DATA SHOWN –

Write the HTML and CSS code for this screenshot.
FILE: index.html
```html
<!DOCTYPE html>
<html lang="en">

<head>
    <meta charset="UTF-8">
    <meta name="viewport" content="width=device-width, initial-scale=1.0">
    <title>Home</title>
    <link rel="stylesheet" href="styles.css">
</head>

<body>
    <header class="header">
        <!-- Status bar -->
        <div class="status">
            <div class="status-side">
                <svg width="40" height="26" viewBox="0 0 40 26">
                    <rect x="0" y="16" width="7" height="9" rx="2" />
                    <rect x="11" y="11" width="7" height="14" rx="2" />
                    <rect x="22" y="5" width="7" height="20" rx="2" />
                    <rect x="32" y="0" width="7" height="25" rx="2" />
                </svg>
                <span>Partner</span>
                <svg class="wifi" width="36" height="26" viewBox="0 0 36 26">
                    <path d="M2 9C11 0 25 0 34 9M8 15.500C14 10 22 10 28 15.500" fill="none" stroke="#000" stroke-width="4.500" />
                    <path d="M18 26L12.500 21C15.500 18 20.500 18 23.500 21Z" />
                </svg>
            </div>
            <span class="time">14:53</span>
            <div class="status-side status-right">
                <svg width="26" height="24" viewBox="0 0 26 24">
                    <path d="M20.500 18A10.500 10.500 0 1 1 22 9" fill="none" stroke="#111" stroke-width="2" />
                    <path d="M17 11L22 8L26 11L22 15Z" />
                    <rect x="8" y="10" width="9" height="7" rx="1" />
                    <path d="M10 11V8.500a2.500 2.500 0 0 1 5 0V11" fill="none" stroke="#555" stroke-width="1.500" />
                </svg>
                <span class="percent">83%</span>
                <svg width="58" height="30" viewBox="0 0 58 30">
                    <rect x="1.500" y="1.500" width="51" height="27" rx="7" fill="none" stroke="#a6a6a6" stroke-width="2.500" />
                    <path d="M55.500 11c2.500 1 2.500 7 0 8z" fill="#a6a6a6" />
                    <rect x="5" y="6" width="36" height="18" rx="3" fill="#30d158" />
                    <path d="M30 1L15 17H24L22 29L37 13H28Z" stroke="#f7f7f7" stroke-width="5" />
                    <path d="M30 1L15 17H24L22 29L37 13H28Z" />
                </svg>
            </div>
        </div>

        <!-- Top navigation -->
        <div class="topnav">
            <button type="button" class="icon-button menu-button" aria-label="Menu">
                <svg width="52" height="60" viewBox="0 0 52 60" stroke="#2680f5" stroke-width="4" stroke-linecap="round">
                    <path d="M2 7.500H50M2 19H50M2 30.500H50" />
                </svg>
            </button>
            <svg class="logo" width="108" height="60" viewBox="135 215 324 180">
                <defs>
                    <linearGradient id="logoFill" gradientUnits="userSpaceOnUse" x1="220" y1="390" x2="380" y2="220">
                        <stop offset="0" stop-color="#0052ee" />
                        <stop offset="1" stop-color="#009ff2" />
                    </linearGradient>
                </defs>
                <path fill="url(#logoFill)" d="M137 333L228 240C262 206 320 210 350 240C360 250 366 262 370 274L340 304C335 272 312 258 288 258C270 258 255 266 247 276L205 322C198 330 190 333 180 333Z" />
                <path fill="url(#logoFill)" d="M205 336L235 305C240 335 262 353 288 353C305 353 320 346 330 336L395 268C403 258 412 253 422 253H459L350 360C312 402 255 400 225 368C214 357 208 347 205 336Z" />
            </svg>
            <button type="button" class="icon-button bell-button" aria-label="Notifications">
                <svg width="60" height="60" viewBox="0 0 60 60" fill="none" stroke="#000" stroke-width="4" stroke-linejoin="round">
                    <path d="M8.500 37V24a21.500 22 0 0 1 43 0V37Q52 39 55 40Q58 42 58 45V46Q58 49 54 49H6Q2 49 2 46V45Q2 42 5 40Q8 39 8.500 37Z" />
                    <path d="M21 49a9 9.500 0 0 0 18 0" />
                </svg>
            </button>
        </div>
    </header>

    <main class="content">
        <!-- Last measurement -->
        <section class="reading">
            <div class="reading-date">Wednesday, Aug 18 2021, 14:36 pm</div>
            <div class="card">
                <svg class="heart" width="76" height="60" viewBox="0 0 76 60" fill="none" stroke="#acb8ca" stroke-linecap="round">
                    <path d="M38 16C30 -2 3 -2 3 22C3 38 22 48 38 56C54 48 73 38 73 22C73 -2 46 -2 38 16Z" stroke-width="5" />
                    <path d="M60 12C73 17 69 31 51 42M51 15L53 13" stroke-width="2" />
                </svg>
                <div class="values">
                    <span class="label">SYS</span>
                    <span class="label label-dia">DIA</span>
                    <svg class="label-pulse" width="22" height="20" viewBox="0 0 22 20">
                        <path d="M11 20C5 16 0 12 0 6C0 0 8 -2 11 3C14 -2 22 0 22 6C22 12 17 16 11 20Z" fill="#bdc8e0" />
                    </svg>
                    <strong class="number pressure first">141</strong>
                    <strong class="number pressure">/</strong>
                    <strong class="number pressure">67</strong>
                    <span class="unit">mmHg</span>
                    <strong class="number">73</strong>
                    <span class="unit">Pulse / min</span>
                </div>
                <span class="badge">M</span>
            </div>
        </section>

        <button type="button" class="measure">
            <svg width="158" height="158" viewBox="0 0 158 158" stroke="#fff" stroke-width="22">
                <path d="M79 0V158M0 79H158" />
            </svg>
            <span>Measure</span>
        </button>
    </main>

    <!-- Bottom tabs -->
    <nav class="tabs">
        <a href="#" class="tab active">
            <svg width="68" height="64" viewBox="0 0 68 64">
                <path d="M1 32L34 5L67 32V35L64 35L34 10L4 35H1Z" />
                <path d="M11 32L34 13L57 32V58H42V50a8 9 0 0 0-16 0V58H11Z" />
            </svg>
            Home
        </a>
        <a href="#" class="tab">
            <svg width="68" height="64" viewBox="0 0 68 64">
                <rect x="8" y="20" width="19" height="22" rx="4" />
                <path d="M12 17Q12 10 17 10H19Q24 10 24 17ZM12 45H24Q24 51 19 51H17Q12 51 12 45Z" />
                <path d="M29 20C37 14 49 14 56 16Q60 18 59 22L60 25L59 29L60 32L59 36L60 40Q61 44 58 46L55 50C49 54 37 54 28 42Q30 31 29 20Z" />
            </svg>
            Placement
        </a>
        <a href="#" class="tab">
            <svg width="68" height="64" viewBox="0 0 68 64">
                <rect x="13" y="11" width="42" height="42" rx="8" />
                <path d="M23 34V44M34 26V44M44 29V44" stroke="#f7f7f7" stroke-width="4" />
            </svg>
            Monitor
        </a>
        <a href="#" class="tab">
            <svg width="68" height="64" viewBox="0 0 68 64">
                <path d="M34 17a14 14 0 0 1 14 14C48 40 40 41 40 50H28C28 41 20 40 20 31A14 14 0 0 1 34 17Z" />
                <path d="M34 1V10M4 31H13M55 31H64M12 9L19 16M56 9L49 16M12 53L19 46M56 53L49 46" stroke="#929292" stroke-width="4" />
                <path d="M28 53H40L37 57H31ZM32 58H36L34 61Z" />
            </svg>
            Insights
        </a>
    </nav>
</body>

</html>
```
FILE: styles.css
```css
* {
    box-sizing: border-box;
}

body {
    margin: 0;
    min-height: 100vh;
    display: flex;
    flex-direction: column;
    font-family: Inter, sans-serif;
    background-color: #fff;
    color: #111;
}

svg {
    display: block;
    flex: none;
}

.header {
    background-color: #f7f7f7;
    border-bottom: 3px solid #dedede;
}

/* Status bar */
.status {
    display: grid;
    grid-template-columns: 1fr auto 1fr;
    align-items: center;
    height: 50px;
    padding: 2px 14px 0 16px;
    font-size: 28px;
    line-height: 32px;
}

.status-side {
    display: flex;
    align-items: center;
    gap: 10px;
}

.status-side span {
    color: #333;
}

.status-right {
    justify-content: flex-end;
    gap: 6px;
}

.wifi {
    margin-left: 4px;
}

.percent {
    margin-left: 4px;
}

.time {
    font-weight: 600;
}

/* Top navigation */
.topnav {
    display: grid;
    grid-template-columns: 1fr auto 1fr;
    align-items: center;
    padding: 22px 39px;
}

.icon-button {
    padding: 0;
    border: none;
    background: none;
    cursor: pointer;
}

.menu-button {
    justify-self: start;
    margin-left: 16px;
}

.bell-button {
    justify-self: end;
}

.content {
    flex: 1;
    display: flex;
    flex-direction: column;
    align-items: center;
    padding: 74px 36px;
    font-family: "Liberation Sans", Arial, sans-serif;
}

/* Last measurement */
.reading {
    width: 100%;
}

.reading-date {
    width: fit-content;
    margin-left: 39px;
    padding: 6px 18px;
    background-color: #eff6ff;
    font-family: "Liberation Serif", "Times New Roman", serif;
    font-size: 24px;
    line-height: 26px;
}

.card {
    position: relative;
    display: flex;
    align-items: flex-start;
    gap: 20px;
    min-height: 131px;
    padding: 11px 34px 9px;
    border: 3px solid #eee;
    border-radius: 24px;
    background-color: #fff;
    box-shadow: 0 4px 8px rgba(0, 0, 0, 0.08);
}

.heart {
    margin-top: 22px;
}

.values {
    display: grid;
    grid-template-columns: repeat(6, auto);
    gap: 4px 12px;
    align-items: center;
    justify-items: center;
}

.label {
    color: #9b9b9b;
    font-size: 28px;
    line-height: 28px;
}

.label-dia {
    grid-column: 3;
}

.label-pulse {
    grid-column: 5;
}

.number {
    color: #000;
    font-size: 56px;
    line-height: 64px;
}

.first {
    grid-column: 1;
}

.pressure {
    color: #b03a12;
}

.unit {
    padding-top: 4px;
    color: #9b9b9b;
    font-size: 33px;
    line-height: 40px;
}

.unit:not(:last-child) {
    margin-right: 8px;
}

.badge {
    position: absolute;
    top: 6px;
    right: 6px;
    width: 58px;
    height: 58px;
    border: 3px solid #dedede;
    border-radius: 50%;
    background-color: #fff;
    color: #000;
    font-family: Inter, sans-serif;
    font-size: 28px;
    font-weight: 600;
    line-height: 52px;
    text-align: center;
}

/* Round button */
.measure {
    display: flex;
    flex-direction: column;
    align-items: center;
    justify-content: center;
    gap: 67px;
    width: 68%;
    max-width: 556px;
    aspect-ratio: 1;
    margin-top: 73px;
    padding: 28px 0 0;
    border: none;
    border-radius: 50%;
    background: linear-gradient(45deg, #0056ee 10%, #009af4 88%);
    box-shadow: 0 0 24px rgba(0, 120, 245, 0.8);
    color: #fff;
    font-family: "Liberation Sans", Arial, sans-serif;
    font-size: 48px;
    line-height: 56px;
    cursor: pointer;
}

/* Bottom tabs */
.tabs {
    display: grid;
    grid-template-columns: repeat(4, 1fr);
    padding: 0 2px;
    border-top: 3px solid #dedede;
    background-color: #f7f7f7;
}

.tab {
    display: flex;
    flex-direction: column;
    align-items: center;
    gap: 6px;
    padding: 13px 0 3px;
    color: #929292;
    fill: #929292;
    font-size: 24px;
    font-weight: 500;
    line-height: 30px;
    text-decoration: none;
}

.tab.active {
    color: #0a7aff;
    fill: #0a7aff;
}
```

==

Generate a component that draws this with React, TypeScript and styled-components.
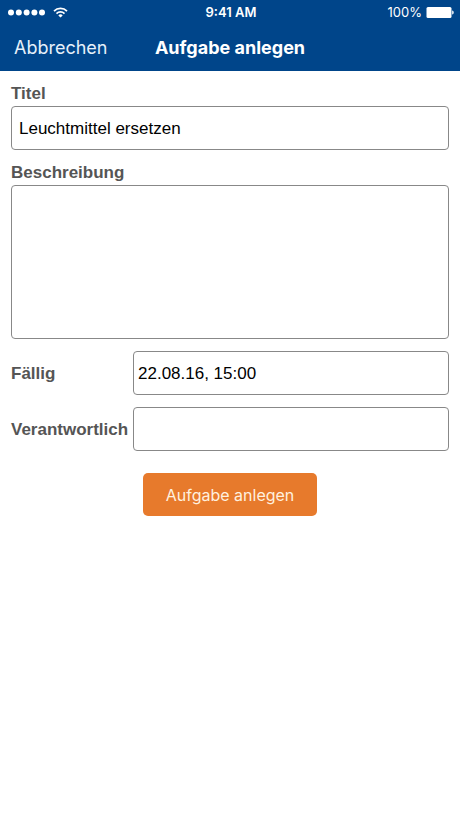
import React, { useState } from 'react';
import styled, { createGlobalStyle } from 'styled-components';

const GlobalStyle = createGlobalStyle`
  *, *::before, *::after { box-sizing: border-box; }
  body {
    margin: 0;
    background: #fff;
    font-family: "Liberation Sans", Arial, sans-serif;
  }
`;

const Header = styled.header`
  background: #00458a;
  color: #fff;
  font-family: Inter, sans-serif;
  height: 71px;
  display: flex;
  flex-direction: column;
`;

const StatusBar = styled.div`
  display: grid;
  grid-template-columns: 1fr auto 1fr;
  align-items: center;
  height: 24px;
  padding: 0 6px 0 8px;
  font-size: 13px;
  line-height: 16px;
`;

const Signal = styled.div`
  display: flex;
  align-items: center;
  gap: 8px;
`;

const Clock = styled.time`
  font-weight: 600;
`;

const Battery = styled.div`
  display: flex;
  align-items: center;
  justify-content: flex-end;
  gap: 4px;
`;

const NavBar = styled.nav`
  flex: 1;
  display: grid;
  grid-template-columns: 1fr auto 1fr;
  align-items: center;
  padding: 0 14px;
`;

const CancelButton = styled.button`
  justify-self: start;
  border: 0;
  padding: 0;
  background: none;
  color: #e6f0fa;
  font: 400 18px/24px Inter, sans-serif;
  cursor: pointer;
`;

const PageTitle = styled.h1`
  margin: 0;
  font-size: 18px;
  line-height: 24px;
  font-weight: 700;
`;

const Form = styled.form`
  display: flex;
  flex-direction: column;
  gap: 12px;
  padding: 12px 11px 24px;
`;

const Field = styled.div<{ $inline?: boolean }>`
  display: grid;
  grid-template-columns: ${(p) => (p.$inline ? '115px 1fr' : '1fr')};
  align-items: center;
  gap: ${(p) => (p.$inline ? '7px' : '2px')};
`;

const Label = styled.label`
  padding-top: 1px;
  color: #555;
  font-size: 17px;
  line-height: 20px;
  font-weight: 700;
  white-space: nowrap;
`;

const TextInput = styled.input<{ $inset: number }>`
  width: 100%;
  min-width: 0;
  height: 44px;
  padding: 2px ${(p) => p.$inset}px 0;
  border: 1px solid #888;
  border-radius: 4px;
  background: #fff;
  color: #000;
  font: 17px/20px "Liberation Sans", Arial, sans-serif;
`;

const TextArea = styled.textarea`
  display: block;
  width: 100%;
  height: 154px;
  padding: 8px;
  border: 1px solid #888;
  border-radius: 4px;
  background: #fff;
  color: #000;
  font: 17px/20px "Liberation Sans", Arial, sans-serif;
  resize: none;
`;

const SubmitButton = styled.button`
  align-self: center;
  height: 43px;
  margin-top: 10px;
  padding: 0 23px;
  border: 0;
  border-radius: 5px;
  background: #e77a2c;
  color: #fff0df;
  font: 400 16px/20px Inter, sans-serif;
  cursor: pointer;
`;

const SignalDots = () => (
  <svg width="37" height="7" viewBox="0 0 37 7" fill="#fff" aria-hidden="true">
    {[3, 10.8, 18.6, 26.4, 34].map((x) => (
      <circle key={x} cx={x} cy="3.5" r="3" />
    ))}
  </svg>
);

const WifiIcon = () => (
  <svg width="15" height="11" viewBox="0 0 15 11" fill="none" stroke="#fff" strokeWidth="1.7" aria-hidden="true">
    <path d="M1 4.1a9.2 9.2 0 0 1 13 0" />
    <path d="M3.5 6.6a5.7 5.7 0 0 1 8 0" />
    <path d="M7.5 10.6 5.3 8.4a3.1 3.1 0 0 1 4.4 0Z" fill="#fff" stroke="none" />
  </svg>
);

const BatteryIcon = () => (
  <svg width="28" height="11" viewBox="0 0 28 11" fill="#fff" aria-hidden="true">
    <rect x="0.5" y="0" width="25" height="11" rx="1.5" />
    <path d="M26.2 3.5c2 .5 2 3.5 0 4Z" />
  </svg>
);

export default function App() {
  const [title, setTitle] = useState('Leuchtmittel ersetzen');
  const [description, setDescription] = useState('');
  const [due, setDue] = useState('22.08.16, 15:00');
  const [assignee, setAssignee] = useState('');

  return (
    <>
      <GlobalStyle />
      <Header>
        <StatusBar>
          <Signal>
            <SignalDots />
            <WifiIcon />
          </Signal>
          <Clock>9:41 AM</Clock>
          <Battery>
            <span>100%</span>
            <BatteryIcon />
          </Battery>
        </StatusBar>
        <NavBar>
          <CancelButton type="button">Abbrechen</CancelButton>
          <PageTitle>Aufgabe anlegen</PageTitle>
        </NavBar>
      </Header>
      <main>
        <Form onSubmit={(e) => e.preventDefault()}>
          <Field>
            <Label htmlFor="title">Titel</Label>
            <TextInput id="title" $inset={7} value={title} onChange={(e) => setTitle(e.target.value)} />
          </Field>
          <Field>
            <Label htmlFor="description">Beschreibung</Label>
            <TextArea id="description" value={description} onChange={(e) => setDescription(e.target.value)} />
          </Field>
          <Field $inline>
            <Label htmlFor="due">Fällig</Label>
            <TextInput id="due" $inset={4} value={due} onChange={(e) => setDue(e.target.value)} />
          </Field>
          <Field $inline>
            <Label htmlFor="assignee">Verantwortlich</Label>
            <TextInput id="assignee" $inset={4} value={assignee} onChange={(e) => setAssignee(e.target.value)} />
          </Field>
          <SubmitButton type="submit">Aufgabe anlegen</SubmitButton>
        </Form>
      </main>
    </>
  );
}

---

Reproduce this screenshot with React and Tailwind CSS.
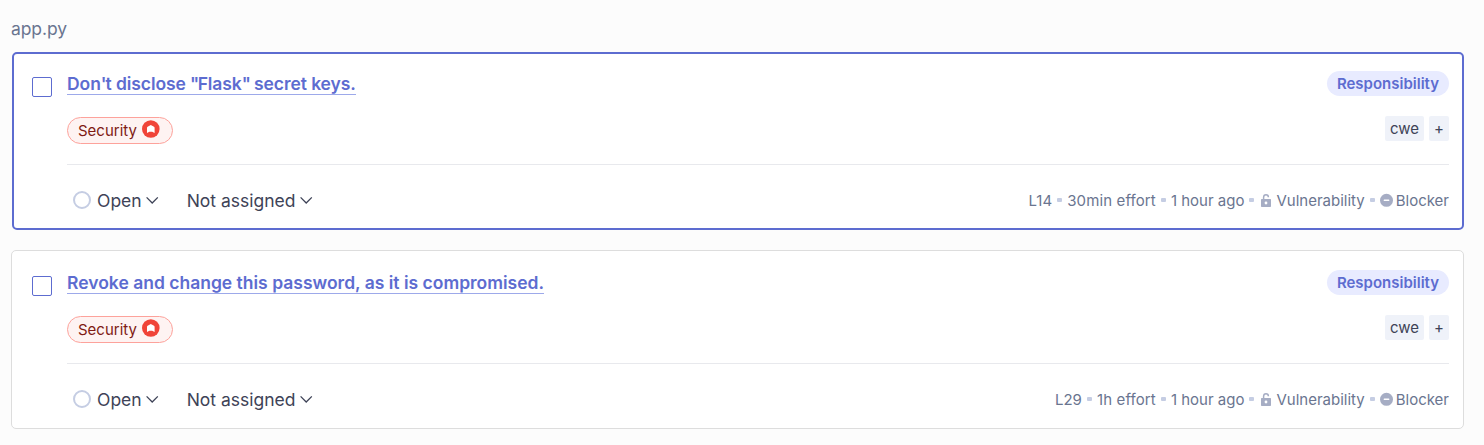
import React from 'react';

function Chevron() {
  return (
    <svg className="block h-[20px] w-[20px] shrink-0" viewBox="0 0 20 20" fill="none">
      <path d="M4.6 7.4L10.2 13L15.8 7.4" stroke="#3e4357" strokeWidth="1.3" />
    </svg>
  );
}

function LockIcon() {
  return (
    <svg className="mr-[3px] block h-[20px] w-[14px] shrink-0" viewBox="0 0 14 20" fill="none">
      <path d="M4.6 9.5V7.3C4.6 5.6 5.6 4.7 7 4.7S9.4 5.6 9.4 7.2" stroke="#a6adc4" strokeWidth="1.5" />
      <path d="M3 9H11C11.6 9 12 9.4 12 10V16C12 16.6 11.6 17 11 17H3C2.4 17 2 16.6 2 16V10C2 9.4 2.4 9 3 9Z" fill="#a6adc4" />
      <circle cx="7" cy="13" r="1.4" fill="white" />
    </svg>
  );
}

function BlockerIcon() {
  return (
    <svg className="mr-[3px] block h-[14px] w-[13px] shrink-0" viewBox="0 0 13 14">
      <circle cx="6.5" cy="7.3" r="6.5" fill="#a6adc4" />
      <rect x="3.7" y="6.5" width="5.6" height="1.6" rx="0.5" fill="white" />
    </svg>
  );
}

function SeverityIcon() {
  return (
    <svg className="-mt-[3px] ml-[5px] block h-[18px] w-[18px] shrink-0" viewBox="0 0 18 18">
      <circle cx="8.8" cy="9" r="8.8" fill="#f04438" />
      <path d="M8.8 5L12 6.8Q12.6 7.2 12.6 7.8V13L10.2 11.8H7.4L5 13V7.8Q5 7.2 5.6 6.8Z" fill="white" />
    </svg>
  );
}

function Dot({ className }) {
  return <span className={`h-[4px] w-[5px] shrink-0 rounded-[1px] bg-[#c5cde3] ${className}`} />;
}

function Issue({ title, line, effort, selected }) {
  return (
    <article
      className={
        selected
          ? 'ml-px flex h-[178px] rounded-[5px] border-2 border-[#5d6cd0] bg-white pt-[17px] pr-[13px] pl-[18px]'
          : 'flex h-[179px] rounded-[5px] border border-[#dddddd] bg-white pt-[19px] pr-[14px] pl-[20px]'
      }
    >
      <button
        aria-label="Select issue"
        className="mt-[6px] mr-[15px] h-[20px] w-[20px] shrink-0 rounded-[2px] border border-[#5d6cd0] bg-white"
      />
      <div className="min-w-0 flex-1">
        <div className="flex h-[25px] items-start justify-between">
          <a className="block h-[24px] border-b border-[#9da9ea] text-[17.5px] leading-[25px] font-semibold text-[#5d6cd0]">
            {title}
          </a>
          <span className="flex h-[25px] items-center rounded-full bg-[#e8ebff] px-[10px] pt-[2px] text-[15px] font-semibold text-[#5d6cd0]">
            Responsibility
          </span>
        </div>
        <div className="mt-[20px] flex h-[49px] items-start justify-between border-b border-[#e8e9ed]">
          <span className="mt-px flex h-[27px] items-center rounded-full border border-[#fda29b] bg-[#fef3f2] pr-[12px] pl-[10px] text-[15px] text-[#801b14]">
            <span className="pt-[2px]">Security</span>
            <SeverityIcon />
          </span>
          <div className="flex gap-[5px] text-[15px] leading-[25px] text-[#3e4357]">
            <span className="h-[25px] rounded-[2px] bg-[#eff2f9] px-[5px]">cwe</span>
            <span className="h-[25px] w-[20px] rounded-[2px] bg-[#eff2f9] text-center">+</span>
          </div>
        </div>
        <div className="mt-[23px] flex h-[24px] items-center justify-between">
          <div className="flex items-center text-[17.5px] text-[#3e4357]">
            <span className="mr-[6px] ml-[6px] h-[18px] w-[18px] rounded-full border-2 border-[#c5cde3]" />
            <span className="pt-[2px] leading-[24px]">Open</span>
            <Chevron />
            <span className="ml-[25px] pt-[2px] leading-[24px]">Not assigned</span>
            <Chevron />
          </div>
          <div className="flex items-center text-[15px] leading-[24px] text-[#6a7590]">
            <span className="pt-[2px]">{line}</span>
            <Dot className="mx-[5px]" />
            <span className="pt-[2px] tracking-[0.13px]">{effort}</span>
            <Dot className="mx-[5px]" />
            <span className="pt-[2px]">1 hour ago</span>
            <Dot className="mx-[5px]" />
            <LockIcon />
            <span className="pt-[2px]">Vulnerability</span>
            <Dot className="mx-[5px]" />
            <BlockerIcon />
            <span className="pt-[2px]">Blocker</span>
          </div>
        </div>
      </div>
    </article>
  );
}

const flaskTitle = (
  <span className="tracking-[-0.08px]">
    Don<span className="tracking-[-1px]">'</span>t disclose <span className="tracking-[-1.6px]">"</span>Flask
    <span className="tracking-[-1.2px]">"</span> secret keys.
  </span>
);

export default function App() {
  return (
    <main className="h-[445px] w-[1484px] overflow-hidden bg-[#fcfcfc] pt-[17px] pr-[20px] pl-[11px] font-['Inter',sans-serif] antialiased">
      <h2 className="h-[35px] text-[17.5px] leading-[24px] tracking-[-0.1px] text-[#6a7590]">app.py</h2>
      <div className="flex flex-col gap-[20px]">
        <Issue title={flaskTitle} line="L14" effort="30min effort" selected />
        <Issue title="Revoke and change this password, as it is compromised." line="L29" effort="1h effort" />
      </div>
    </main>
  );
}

THE TASK –
Of all the lines in the listing above, how many include "React"? Write only the number.

FINAL RESULT –
4